[OWL-ViT] Issues running the training script

Question

[OWL-ViT] Issues running the training script

JKelle opened this issue 10 months ago · comments

I am having trouble running the training script as suggested by the README.

I'm running everything on my ubuntu EC2 instance, not colab. I followed the installation instructions in the README. I'm using the same command as shown in the README:

python -m scenic.projects.owl_vit.main \
  --alsologtostderr=true \
  --workdir=/tmp/training \
  --config=scenic/projects/owl_vit/configs/clip_b32.py

However, I've run into a series of issues when trying to run this training script. Here are the changes I've made to the code locally to resolve some issues so far:

upgraded to python 3.10 since some of the dependencies now use type hints that require at least 3.10
cloned big_vision repo and added it to my PYTHONPATH (I prepend PYTHONPATH=$PYTHONPATH:/home/ubuntu/big_vision/ to the command above when I run the training script)
changed lvis:1.2.0 to lvis:1.3.0 in the DECODERS dictionary since the TFDS dataset for LVIS has version 1.3.0 now.
added builder.download_and_prepare() before creating the DataSet, otherwise the script failed to find the dataset

Now I'm stuck because downloading the LVIS files fails with an AccessDenied error while attempting to download some files from the dl.fbaipublicfiles.com S3 bucket.

The README suggests having the LVIS dataset locally instead of downloading it via --config.dataset_configs.train.decoder_kwarg_list='({"tfds_data_dir": "//your/data/dir"},)', but I'm not sure how to get a TFDS version of LVIS on disk.

Am I going about this the wrong way? Is my next step to download the TFDS version of LVIS, or is there a better way to get local training to work?

GangqiangZhao · Answer 1 · Fri Oct 13 2023 11:50:58 GMT+0800 (China Standard Time)

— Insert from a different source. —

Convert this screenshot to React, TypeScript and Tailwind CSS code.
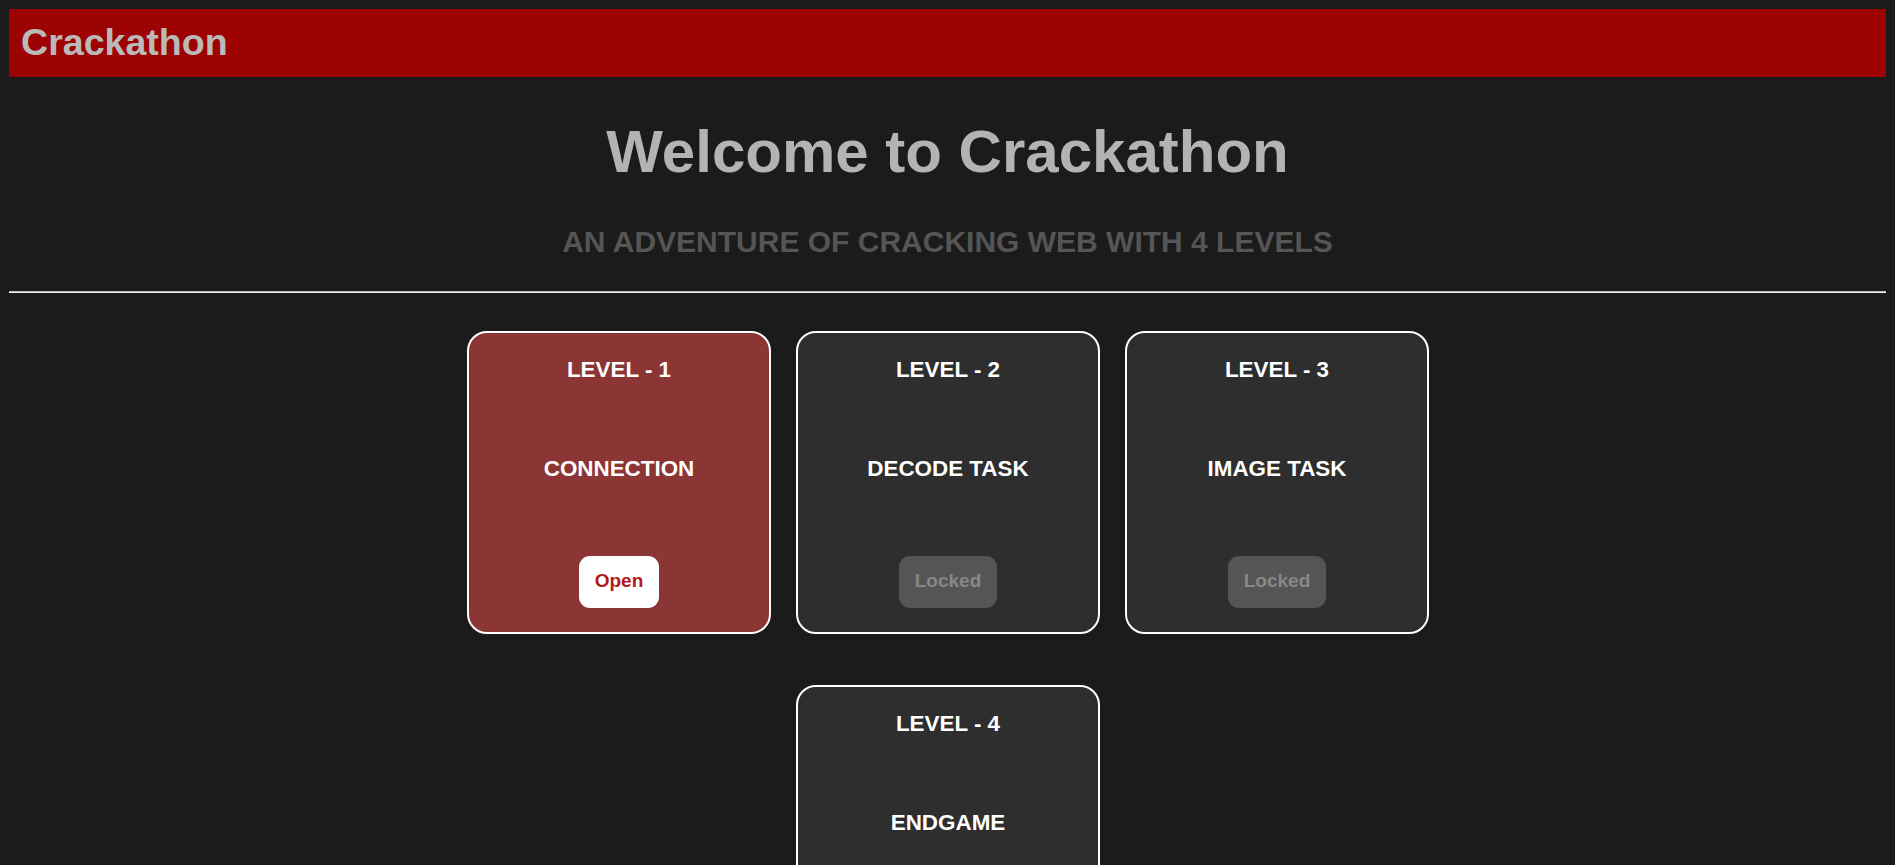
const levels = [
  { level: 1, title: "CONNECTION", open: true },
  { level: 2, title: "DECODE TASK", open: false },
  { level: 3, title: "IMAGE TASK", open: false },
  { level: 4, title: "ENDGAME", open: false },
]

const LevelCard: React.FC<{ level: number; title: string; open: boolean }> = ({
  level,
  title,
  open,
}) => {
  return (
    <div
      className={`flex h-[303px] w-[304px] flex-col items-center justify-between rounded-[20px] border-2 border-white pt-[24px] pb-[24px] text-center ${
        open ? "bg-[#8b3535]" : "bg-[#2e2e2e]"
      }`}
    >
      <h3 className="text-[22.4px] font-bold leading-[1.15] text-white">LEVEL - {level}</h3>
      <h2 className="text-[22.4px] font-bold leading-[1.15] text-white">{title}</h2>
      {open ? (
        <button className="h-[52px] rounded-[11px] bg-white px-[16px] text-[19px] font-bold text-[#b3181c]">
          Open
        </button>
      ) : (
        <button className="h-[52px] rounded-[11px] bg-[#555555] px-[16px] text-[19px] font-bold text-[#888888]">
          Locked
        </button>
      )}
    </div>
  )
}

export default function App() {
  return (
    <div className="min-h-screen bg-[#1b1b1b] p-[9px] font-['Liberation_Sans',Arial,sans-serif]">
      <header className="flex h-[68px] items-center bg-[#9e0303] px-[12px]">
        <h1 className="text-[37.6px] font-bold leading-[1.15] text-[#bababa]">Crackathon</h1>
      </header>

      <h1 className="mt-[40px] text-center text-[60px] font-bold leading-[1.15] text-[#b3b3b3]">
        Welcome to Crackathon
      </h1>
      <h2 className="mt-[39px] text-center text-[30px] font-bold leading-[1.15] text-[#555555]">
        AN ADVENTURE OF CRACKING WEB WITH 4 LEVELS
      </h2>

      <div className="mt-[31px] border-t border-b border-t-[#bdbdbd] border-b-[#eeeeee]" />

      <div className="mx-auto mt-[38px] flex max-w-[1000px] flex-wrap justify-center gap-x-[25px] gap-y-[51px] pl-[1px]">
        {levels.map((l) => (
          <LevelCard key={l.level} level={l.level} title={l.title} open={l.open} />
        ))}
      </div>
    </div>
  )
}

I have encountered the similar problem and It takes me 2 weeks to tackle this problem.
First, you can download the TFDS code and modify the lvis download url as described by tensorflow/datasets#5094 . The dl.fbaipublicfiles.com S3 does not work now.
Second, pip install your modified version of TFDS. It should work.

Josh Kelle · Answer 2 · Fri Oct 20 2023 04:15:17 GMT+0800 (China Standard Time)

@GangqiangZhao Thank you! I'm now able to download those annotation files.

However, I still cannot finish building the dataset. When I run builder.download_and_prepare(), it runs for a few hours before being killed, I suspect because I run out of memory. I'm running it locally on a machine that has 64 GB of RAM. Where you able to build the LVIS dataset, and did it build locally or in Google Cloud Dataflow via Apache Beam?

import apache_beam as beam
import tensorflow_datasets as tfds

builder = tfds.builder("lvis")
flags = ["--direct_num_workers=4", "--direct_running_mode=multi_processing"]
builder.download_and_prepare(
    download_config=tfds.download.DownloadConfig(
        beam_runner="DirectRunner",
        beam_options=beam.options.pipeline_options.PipelineOptions(flags=flags),
    )
)

As far as I can tell, downloading the tf.record representation of the LVIS dataset directly isn't an option unfortunately.

edit: I made a GitHub issue about this on the tensorflow/datasets repo: tensorflow/datasets#5113

rishabh-akridata · Answer 3 · Wed Feb 28 2024 22:34:35 GMT+0800 (China Standard Time)

@JKelle Did you manage to solve this issue? I am also facing exact same issue.